> **Set task**: Check every line of the material below for the string "index", and return the ones that have it.

>> start Data shown

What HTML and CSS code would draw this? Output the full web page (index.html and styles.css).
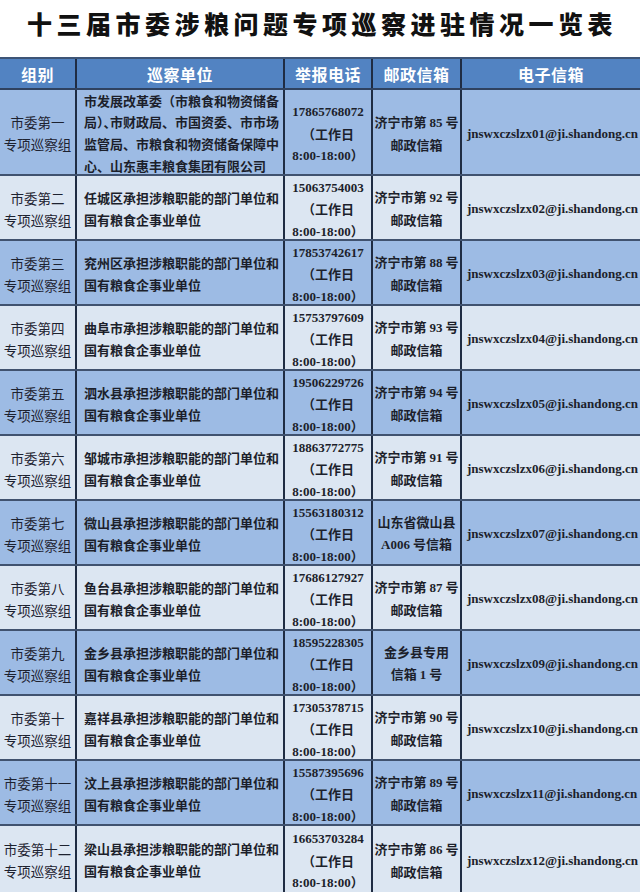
FILE: index.html
```html
<!DOCTYPE html>
<html lang="zh-CN">
<head>
<meta charset="utf-8">
<title>十三届市委涉粮问题专项巡察进驻情况一览表</title>
<link rel="stylesheet" href="styles.css">
</head>
<body>
<h1 class="title">十三届市委涉粮问题专项巡察进驻情况一览表</h1>
<div class="sheet">
  <div class="row head">
    <div class="cell"><div>组别</div></div>
    <div class="cell"><div>巡察单位</div></div>
    <div class="cell"><div>举报电话</div></div>
    <div class="cell"><div>邮政信箱</div></div>
    <div class="cell"><div>电子信箱</div></div>
  </div>

  <div class="row odd first">
    <div class="cell grp"><div>市委第一<br>专项巡察组</div></div>
    <div class="cell unit"><div>市发展改革委（市粮食和物资储备<br>局<span class="halt">）、</span>市财政局、市国资委、市市场<br>监管局、市粮食和物资储备保障中<br>心、山东惠丰粮食集团有限公司</div></div>
    <div class="cell tel"><div><span class="num">17865768072</span><br>（工作日<br><span class="num">8:00-18:00</span>）</div></div>
    <div class="cell post"><div>济宁市第 <span class="num">85</span> 号<br>邮政信箱</div></div>
    <div class="cell mail"><div>jnswxczslzx01@ji.shandong.cn</div></div>
  </div>

  <div class="row even">
    <div class="cell grp"><div>市委第二<br>专项巡察组</div></div>
    <div class="cell unit"><div>任城区承担涉粮职能的部门单位和<br>国有粮食企事业单位</div></div>
    <div class="cell tel"><div><span class="num">15063754003</span><br>（工作日<br><span class="num">8:00-18:00</span>）</div></div>
    <div class="cell post"><div>济宁市第 <span class="num">92</span> 号<br>邮政信箱</div></div>
    <div class="cell mail"><div>jnswxczslzx02@ji.shandong.cn</div></div>
  </div>

  <div class="row odd">
    <div class="cell grp"><div>市委第三<br>专项巡察组</div></div>
    <div class="cell unit"><div>兖州区承担涉粮职能的部门单位和<br>国有粮食企事业单位</div></div>
    <div class="cell tel"><div><span class="num">17853742617</span><br>（工作日<br><span class="num">8:00-18:00</span>）</div></div>
    <div class="cell post"><div>济宁市第 <span class="num">88</span> 号<br>邮政信箱</div></div>
    <div class="cell mail"><div>jnswxczslzx03@ji.shandong.cn</div></div>
  </div>

  <div class="row even">
    <div class="cell grp"><div>市委第四<br>专项巡察组</div></div>
    <div class="cell unit"><div>曲阜市承担涉粮职能的部门单位和<br>国有粮食企事业单位</div></div>
    <div class="cell tel"><div><span class="num">15753797609</span><br>（工作日<br><span class="num">8:00-18:00</span>）</div></div>
    <div class="cell post"><div>济宁市第 <span class="num">93</span> 号<br>邮政信箱</div></div>
    <div class="cell mail"><div>jnswxczslzx04@ji.shandong.cn</div></div>
  </div>

  <div class="row odd">
    <div class="cell grp"><div>市委第五<br>专项巡察组</div></div>
    <div class="cell unit"><div>泗水县承担涉粮职能的部门单位和<br>国有粮食企事业单位</div></div>
    <div class="cell tel"><div><span class="num">19506229726</span><br>（工作日<br><span class="num">8:00-18:00</span>）</div></div>
    <div class="cell post"><div>济宁市第 <span class="num">94</span> 号<br>邮政信箱</div></div>
    <div class="cell mail"><div>jnswxczslzx05@ji.shandong.cn</div></div>
  </div>

  <div class="row even">
    <div class="cell grp"><div>市委第六<br>专项巡察组</div></div>
    <div class="cell unit"><div>邹城市承担涉粮职能的部门单位和<br>国有粮食企事业单位</div></div>
    <div class="cell tel"><div><span class="num">18863772775</span><br>（工作日<br><span class="num">8:00-18:00</span>）</div></div>
    <div class="cell post"><div>济宁市第 <span class="num">91</span> 号<br>邮政信箱</div></div>
    <div class="cell mail"><div>jnswxczslzx06@ji.shandong.cn</div></div>
  </div>

  <div class="row odd">
    <div class="cell grp"><div>市委第七<br>专项巡察组</div></div>
    <div class="cell unit"><div>微山县承担涉粮职能的部门单位和<br>国有粮食企事业单位</div></div>
    <div class="cell tel"><div><span class="num">15563180312</span><br>（工作日<br><span class="num">8:00-18:00</span>）</div></div>
    <div class="cell post"><div>山东省微山县<br><span class="num">A006</span> 号信箱</div></div>
    <div class="cell mail"><div>jnswxczslzx07@ji.shandong.cn</div></div>
  </div>

  <div class="row even">
    <div class="cell grp"><div>市委第八<br>专项巡察组</div></div>
    <div class="cell unit"><div>鱼台县承担涉粮职能的部门单位和<br>国有粮食企事业单位</div></div>
    <div class="cell tel"><div><span class="num">17686127927</span><br>（工作日<br><span class="num">8:00-18:00</span>）</div></div>
    <div class="cell post"><div>济宁市第 <span class="num">87</span> 号<br>邮政信箱</div></div>
    <div class="cell mail"><div>jnswxczslzx08@ji.shandong.cn</div></div>
  </div>

  <div class="row odd">
    <div class="cell grp"><div>市委第九<br>专项巡察组</div></div>
    <div class="cell unit"><div>金乡县承担涉粮职能的部门单位和<br>国有粮食企事业单位</div></div>
    <div class="cell tel"><div><span class="num">18595228305</span><br>（工作日<br><span class="num">8:00-18:00</span>）</div></div>
    <div class="cell post"><div>金乡县专用<br>信箱 <span class="num">1</span> 号</div></div>
    <div class="cell mail"><div>jnswxczslzx09@ji.shandong.cn</div></div>
  </div>

  <div class="row even">
    <div class="cell grp"><div>市委第十<br>专项巡察组</div></div>
    <div class="cell unit"><div>嘉祥县承担涉粮职能的部门单位和<br>国有粮食企事业单位</div></div>
    <div class="cell tel"><div><span class="num">17305378715</span><br>（工作日<br><span class="num">8:00-18:00</span>）</div></div>
    <div class="cell post"><div>济宁市第 <span class="num">90</span> 号<br>邮政信箱</div></div>
    <div class="cell mail"><div>jnswxczslzx10@ji.shandong.cn</div></div>
  </div>

  <div class="row odd">
    <div class="cell grp"><div>市委第十一<br>专项巡察组</div></div>
    <div class="cell unit"><div>汶上县承担涉粮职能的部门单位和<br>国有粮食企事业单位</div></div>
    <div class="cell tel"><div><span class="num">15587395696</span><br>（工作日<br><span class="num">8:00-18:00</span>）</div></div>
    <div class="cell post"><div>济宁市第 <span class="num">89</span> 号<br>邮政信箱</div></div>
    <div class="cell mail"><div>jnswxczslzx11@ji.shandong.cn</div></div>
  </div>

  <div class="row even last">
    <div class="cell grp"><div>市委第十二<br>专项巡察组</div></div>
    <div class="cell unit"><div>梁山县承担涉粮职能的部门单位和<br>国有粮食企事业单位</div></div>
    <div class="cell tel"><div><span class="num">16653703284</span><br>（工作日<br><span class="num">8:00-18:00</span>）</div></div>
    <div class="cell post"><div>济宁市第 <span class="num">86</span> 号<br>邮政信箱</div></div>
    <div class="cell mail"><div>jnswxczslzx12@ji.shandong.cn</div></div>
  </div>
</div>
</body>
</html>
```
FILE: styles.css
```css
html, body {
  margin: 0;
  padding: 0;
  background: #ffffff;
}
body {
  width: 640px;
  font-family: "Noto Sans CJK SC", "Noto Sans", sans-serif;
  color: #1b1d24;
}
.title {
  margin: 0;
  height: 57px;
  box-sizing: border-box;
  padding: 7px 0 0 4px;
  font-size: 25px;
  line-height: 32px;
  font-weight: 900;
  letter-spacing: 4.5px;
  text-align: center;
  color: #111111;
  white-space: nowrap;
}
.sheet {
  display: flex;
  flex-direction: column;
}
.row {
  display: grid;
  grid-template-columns: 77px 208px 88px 89px 1fr;
  height: 65px;
  flex-shrink: 0;
  box-sizing: border-box;
  border-bottom: 2px solid #40526f;
}
.row.head {
  height: 33px;
  background: #5283c2;
  border-top: 2px solid #3e5577;
  border-bottom: 2px solid #2f4260;
}
.row.first {
  height: 86px;
}
.row.last {
  height: 66px;
  border-bottom: none;
}
.row.odd {
  background: #9dbbe4;
}
.row.even {
  background: #dce6f2;
}
.cell {
  border-right: 2px solid #1f2c43;
  display: flex;
  align-items: center;
  justify-content: center;
  white-space: nowrap;
  overflow: hidden;
  color: #1c1f2b;
}
.cell:last-child {
  border-right: none;
}
.head .cell {
  color: #ffffff;
  font-size: 16px;
  font-weight: 700;
  letter-spacing: 0.5px;
}
.grp {
  text-align: center;
  font-size: 13.5px;
  line-height: 22px;
  font-weight: 400;
  color: #1d2230;
  padding-top: 2px;
}
.unit {
  justify-content: flex-start;
  padding-left: 7px;
  font-size: 13px;
  line-height: 21.6px;
  font-weight: 700;
  padding-top: 2px;
}
.halt {
  font-feature-settings: "halt";
}
.tel {
  text-align: center;
  font-size: 13px;
  line-height: 21.5px;
  font-weight: 700;
  padding-top: 3px;
}
.num {
  font-family: "Liberation Serif", serif;
  font-weight: 700;
  font-size: 13px;
}
.post {
  text-align: center;
  font-size: 13px;
  line-height: 22px;
  font-weight: 700;
  padding-top: 2px;
}
.mail {
  justify-content: flex-start;
  padding-left: 5px;
  font-family: "Liberation Serif", serif;
  font-weight: 700;
  font-size: 13px;
  padding-top: 3px;
}
```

>> end Data shown

> **Answer for this exercise**:
What HTML and CSS code would draw this? Output the full web page (index.html and styles.css).
FILE: index.html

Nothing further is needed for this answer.